At this point the shitting situation started to get hot and smelly. We decided to execute a sting operation in to the toilet so that each one had our own task to be able to breath outside after doing each one a dedicated thing. It was a great success. Cleared out toilet where we all needed to get immediately. Mujero felt so bad of his shitpaper clog up that he ended up cleaning and painting the whole thing like new. My toilet has never smelt better, it was like flowers and nature’s best combined.
Also as we didn’t have anything to do we started creating creative ways to crank up the motor. One great idea was to use an impact drill to crank it directly from crankshaft bolt. Another one was to fix the starter motor, but finally when we had it taken off and in pieces the best idea seemed to be to pour it full of rum, slap it back together and hope the best. So we gave up.
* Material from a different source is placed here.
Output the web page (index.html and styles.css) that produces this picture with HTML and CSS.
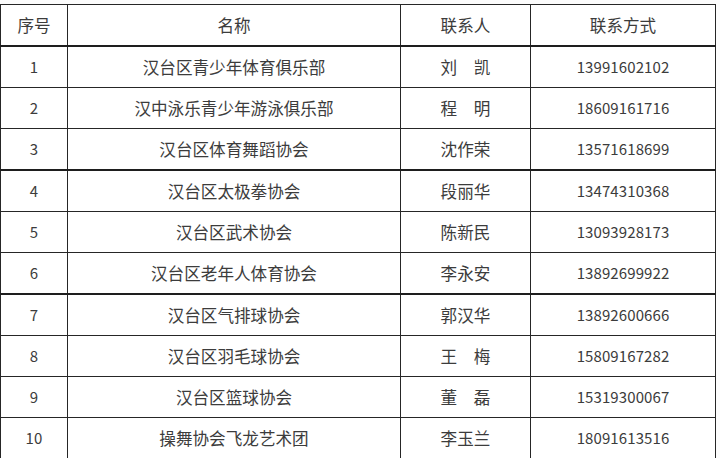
FILE: index.html
```html
<!DOCTYPE html>
<html lang="zh-CN">
<head>
<meta charset="utf-8">
<title>汉台区体育社会组织联系表</title>
<link rel="stylesheet" href="styles.css">
</head>
<body>
<table class="orgs">
  <colgroup>
    <col class="c-no"><col class="c-name"><col class="c-person"><col class="c-phone">
  </colgroup>
  <thead>
    <tr><th>序号</th><th>名称</th><th>联系人</th><th>联系方式</th></tr>
  </thead>
  <tbody>
    <tr class="thick"><td class="num">1</td><td>汉台区青少年体育俱乐部</td><td>刘　凯</td><td class="num">13991602102</td></tr>
    <tr><td class="num">2</td><td>汉中泳乐青少年游泳俱乐部</td><td>程　明</td><td class="num">18609161716</td></tr>
    <tr><td class="num">3</td><td>汉台区体育舞蹈协会</td><td>沈作荣</td><td class="num">13571618699</td></tr>
    <tr class="thick"><td class="num">4</td><td>汉台区太极拳协会</td><td>段丽华</td><td class="num">13474310368</td></tr>
    <tr><td class="num">5</td><td>汉台区武术协会</td><td>陈新民</td><td class="num">13093928173</td></tr>
    <tr><td class="num">6</td><td>汉台区老年人体育协会</td><td>李永安</td><td class="num">13892699922</td></tr>
    <tr class="thick"><td class="num">7</td><td>汉台区气排球协会</td><td>郭汉华</td><td class="num">13892600666</td></tr>
    <tr><td class="num">8</td><td>汉台区羽毛球协会</td><td>王　梅</td><td class="num">15809167282</td></tr>
    <tr><td class="num">9</td><td>汉台区篮球协会</td><td>董　磊</td><td class="num">15319300067</td></tr>
    <tr><td class="num">10</td><td>操舞协会飞龙艺术团</td><td>李玉兰</td><td class="num">18091613516</td></tr>
  </tbody>
</table>
<div class="strip"></div>
</body>
</html>
```

FILE: styles.css
```css
html, body {
  margin: 0;
  padding: 0;
  background: #fcfcfc;
}
body {
  padding-top: 4px;
  font-family: "Noto Sans CJK SC", "Noto Sans", sans-serif;
  color: #3c3c3c;
}
.orgs {
  border-collapse: collapse;
  table-layout: fixed;
  width: 715px;
  background: #fff;
}
.c-no { width: 67px; }
.c-name { width: 333px; }
.c-person { width: 130px; }
.c-phone { width: 185px; }
.orgs th, .orgs td {
  border: 1px solid #262626;
  height: 40px;
  padding: 0;
  text-align: center;
  vertical-align: middle;
  font-size: 16.6px;
  font-weight: 400;
  line-height: 20px;
  white-space: nowrap;
}
.orgs tr.thick td {
  border-top: 2px solid #1e1e1e;
}
.orgs td.num {
  font-size: 15px;
  letter-spacing: 0.1px;
}
.strip {
  height: 2px;
  width: 716px;
  background: #e4e7df;
}
```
In the last night of these three we were all tired, there was absolutely no wind so we decided to take the sails down and sleep 3 miles off the coast drifting backwards 1.5 knots toward also the coast and breaking waves. Every 15 to 30 minutes somebody got paranoid that ‘NOW IT IS PICKING UP’ and woke up everybody to raise the sails and 5 minutes later take them down again and get some more sleep. Finally somewhere around 3am a slight tiny little wind started blowing and also a weird crazy strong current started to push us directly in to a lighthouse point with rocks at 3 knots. I had to wake up a few times out of my shift to tell the guys it is all good cause the currents don’t go against the land like that so in 4 hours we made it around this rocky point very close and picked up good morning breeze to travel 6 knots toward Playa Venao to anchor and leave the boat and get the guys to their planes with a 6 hour taxi ride. There was some last moment panics when the wind died and came back again, but we made it to the anchorage and got the taxi and even made it to celebrate the 9 day trip to Panama City. The guys missed the famous 17 dollar haircut, but made it to their flights where as I had the starter motor with me and was about to get it fixed and return to take the boat back from 140 miles away from the City.